Exercise task: Only the lines from the one with "What React, TypeScript" to the one with "string; selected: number;", both included, should be output, without any images.
***** Task input
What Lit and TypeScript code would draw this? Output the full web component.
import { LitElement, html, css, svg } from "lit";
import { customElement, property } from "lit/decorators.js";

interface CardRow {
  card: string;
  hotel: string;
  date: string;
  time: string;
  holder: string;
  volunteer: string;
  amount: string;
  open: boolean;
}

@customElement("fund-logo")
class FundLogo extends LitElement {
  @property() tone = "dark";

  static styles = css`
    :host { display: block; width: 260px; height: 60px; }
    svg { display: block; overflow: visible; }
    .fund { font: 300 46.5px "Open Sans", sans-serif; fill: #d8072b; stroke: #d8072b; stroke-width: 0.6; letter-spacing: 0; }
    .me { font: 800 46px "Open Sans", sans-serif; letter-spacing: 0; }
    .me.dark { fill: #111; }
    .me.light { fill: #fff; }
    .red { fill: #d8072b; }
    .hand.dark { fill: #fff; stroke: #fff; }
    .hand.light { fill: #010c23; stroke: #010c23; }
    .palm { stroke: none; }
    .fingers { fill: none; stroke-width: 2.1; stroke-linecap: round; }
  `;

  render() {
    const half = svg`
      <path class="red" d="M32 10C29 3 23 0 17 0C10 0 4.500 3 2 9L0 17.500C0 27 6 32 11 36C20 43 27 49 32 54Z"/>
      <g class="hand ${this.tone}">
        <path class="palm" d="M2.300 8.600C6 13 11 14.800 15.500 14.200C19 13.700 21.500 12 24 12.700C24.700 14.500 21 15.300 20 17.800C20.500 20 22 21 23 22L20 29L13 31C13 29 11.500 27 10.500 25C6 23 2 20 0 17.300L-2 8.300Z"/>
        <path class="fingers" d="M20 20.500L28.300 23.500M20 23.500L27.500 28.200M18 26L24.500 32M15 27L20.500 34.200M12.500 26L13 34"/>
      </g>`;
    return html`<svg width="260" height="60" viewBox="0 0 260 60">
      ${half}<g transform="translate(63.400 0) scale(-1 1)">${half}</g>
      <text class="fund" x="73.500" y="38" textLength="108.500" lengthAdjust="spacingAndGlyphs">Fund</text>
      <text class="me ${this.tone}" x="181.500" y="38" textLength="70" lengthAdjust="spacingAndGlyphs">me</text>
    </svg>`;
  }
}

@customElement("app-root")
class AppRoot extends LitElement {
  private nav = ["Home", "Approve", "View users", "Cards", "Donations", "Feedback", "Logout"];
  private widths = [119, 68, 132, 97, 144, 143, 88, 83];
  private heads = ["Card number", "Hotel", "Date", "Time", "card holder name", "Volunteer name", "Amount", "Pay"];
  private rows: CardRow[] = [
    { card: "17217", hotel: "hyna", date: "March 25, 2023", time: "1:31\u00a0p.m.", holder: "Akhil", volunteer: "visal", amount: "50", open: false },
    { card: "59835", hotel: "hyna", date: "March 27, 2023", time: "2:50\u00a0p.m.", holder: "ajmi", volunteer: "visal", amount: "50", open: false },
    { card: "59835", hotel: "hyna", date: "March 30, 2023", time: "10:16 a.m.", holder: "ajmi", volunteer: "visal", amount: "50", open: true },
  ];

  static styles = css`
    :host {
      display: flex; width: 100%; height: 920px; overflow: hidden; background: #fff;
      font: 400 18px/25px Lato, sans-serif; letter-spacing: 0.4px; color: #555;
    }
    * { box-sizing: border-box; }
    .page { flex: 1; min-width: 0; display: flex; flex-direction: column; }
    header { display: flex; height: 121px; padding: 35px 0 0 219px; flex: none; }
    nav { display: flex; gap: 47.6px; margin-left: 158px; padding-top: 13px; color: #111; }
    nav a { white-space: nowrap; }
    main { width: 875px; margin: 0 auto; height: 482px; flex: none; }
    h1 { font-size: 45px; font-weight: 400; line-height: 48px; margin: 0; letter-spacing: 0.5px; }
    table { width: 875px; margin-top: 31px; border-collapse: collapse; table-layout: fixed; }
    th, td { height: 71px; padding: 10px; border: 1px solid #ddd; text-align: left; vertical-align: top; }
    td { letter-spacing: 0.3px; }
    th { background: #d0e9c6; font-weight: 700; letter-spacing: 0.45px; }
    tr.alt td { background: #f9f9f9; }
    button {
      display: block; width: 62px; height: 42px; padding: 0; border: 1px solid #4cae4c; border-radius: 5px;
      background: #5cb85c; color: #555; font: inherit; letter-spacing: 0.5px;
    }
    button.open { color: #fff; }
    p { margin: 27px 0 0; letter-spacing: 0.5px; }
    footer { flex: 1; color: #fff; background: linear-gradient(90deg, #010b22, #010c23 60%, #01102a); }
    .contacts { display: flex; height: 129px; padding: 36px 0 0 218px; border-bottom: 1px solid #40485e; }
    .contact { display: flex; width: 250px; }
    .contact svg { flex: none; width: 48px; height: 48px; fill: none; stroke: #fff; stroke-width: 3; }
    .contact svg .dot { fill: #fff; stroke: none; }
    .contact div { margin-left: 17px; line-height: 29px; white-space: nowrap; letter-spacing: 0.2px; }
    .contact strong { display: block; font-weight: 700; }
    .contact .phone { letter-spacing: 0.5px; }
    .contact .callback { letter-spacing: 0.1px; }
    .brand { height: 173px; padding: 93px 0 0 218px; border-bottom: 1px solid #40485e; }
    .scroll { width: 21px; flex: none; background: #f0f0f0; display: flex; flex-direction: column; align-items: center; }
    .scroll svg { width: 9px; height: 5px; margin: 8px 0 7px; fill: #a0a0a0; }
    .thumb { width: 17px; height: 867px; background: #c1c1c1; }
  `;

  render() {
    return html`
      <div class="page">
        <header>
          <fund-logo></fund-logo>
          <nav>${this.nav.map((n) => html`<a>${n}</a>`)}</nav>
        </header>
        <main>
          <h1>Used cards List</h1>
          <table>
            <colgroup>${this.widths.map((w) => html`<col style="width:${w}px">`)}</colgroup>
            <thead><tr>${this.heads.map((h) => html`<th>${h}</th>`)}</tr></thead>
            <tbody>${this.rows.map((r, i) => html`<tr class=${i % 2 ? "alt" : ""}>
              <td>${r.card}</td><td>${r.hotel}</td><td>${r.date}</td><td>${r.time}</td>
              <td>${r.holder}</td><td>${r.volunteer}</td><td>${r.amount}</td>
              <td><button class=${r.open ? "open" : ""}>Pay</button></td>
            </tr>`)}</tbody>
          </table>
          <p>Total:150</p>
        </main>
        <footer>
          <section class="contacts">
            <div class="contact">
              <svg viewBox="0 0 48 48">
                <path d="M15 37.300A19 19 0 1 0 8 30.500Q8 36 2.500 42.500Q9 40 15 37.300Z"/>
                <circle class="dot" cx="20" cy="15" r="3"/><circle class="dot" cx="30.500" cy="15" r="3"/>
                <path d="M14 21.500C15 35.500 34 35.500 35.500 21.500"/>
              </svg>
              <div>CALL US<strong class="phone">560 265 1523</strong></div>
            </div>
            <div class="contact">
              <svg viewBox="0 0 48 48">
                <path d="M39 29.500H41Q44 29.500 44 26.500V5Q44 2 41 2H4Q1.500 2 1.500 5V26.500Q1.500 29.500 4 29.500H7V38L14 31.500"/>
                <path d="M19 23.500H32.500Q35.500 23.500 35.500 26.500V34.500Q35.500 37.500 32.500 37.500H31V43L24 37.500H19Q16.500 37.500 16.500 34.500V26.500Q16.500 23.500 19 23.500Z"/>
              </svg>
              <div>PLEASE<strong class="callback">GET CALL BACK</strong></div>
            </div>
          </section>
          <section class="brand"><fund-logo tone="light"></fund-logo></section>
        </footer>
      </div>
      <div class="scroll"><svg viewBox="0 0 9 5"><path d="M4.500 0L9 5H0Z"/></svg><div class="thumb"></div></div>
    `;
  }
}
**********
***** Task input
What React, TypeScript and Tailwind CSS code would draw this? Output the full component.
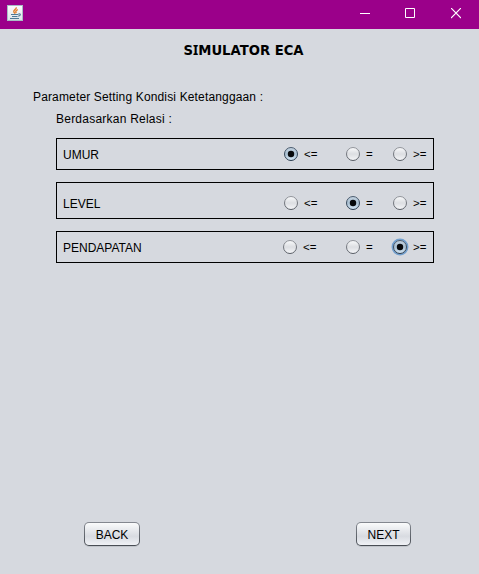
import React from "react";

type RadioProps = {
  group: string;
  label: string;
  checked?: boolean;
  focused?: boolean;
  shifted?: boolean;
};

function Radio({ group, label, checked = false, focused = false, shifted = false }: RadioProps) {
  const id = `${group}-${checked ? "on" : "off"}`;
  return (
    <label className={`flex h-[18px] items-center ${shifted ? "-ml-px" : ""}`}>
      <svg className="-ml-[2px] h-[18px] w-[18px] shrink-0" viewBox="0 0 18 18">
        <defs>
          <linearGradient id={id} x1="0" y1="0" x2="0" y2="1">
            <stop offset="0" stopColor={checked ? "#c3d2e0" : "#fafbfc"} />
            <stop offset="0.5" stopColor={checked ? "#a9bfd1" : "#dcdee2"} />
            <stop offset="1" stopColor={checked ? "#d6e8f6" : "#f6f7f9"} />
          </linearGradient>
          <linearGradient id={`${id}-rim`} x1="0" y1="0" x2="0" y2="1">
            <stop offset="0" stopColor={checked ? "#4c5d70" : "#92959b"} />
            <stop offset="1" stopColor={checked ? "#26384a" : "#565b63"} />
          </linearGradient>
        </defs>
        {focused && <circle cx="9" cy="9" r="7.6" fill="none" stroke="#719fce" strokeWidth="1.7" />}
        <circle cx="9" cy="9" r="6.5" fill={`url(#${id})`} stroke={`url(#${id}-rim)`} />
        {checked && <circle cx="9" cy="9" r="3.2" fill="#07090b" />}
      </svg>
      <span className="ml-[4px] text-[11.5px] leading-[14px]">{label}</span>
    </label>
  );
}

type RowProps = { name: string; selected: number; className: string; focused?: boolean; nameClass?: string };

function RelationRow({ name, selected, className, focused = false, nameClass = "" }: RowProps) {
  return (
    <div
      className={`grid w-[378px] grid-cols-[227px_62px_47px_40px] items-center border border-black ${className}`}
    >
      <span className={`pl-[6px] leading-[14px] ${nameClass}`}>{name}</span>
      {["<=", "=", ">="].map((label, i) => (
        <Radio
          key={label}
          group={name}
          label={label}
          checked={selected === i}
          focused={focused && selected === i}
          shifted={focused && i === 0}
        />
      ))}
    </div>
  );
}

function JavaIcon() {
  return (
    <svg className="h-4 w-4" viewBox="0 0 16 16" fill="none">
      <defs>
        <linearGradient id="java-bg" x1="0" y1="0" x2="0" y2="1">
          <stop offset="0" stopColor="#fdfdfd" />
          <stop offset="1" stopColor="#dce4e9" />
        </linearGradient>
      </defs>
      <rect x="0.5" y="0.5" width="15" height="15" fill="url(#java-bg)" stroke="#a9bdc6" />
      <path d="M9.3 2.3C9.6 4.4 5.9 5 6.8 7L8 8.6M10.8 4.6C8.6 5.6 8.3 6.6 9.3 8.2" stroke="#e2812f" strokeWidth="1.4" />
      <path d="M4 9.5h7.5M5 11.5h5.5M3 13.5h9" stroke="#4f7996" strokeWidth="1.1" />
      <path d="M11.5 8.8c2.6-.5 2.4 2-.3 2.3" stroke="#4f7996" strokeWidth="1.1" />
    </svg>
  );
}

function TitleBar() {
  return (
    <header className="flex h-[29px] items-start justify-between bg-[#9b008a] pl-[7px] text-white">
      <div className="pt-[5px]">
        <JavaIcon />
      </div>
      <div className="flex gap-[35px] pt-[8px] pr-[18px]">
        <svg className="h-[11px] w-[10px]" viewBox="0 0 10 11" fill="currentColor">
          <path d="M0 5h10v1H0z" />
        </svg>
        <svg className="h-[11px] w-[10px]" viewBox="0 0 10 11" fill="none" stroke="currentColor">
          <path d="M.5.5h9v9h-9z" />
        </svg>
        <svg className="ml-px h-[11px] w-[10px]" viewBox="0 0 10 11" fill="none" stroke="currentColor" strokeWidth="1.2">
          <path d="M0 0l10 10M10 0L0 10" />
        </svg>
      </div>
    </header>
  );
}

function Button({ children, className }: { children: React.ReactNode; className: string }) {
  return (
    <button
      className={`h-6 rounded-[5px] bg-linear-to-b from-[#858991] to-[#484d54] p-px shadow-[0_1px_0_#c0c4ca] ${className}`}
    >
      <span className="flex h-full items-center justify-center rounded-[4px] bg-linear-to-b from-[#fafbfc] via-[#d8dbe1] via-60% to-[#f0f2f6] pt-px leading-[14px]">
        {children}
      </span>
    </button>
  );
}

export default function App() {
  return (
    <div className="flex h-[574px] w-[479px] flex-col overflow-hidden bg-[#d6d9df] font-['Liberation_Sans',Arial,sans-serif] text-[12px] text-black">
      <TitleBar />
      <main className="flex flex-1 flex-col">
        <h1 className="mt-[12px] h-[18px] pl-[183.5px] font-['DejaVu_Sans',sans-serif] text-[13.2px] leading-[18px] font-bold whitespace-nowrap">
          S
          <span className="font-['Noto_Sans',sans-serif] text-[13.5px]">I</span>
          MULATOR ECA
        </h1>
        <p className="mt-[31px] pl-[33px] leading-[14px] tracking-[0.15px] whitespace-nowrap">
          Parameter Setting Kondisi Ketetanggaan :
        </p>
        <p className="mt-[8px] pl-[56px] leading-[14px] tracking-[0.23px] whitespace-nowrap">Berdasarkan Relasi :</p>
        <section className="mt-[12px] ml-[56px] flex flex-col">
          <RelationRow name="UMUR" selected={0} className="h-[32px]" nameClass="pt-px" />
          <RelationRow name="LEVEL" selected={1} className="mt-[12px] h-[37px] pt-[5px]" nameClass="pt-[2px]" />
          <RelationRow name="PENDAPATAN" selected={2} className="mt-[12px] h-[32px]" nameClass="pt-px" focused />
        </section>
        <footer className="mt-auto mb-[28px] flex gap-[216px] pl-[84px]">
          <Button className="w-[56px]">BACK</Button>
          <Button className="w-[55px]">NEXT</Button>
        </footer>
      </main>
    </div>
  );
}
**********
***** Task input
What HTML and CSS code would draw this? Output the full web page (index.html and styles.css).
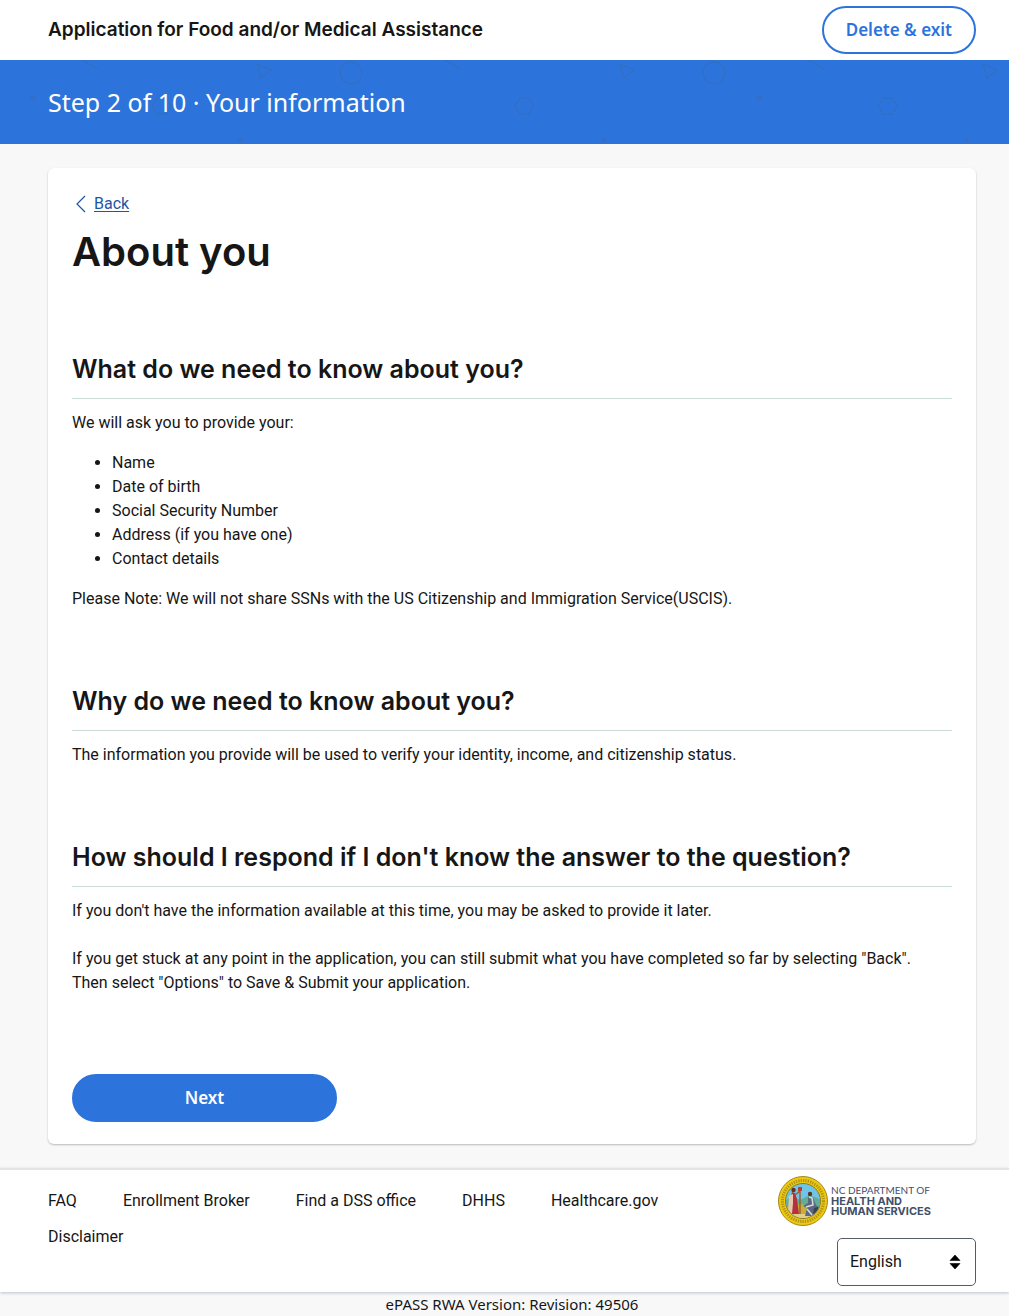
**********
Complete output:
What React, TypeScript and Tailwind CSS code would draw this? Output the full component.
import React from "react";

type RadioProps = {
  group: string;
  label: string;
  checked?: boolean;
  focused?: boolean;
  shifted?: boolean;
};

function Radio({ group, label, checked = false, focused = false, shifted = false }: RadioProps) {
  const id = `${group}-${checked ? "on" : "off"}`;
  return (
    <label className={`flex h-[18px] items-center ${shifted ? "-ml-px" : ""}`}>
      <svg className="-ml-[2px] h-[18px] w-[18px] shrink-0" viewBox="0 0 18 18">
        <defs>
          <linearGradient id={id} x1="0" y1="0" x2="0" y2="1">
            <stop offset="0" stopColor={checked ? "#c3d2e0" : "#fafbfc"} />
            <stop offset="0.5" stopColor={checked ? "#a9bfd1" : "#dcdee2"} />
            <stop offset="1" stopColor={checked ? "#d6e8f6" : "#f6f7f9"} />
          </linearGradient>
          <linearGradient id={`${id}-rim`} x1="0" y1="0" x2="0" y2="1">
            <stop offset="0" stopColor={checked ? "#4c5d70" : "#92959b"} />
            <stop offset="1" stopColor={checked ? "#26384a" : "#565b63"} />
          </linearGradient>
        </defs>
        {focused && <circle cx="9" cy="9" r="7.6" fill="none" stroke="#719fce" strokeWidth="1.7" />}
        <circle cx="9" cy="9" r="6.5" fill={`url(#${id})`} stroke={`url(#${id}-rim)`} />
        {checked && <circle cx="9" cy="9" r="3.2" fill="#07090b" />}
      </svg>
      <span className="ml-[4px] text-[11.5px] leading-[14px]">{label}</span>
    </label>
  );
}

type RowProps = { name: string; selected: number; className: string; focused?: boolean; nameClass?: string };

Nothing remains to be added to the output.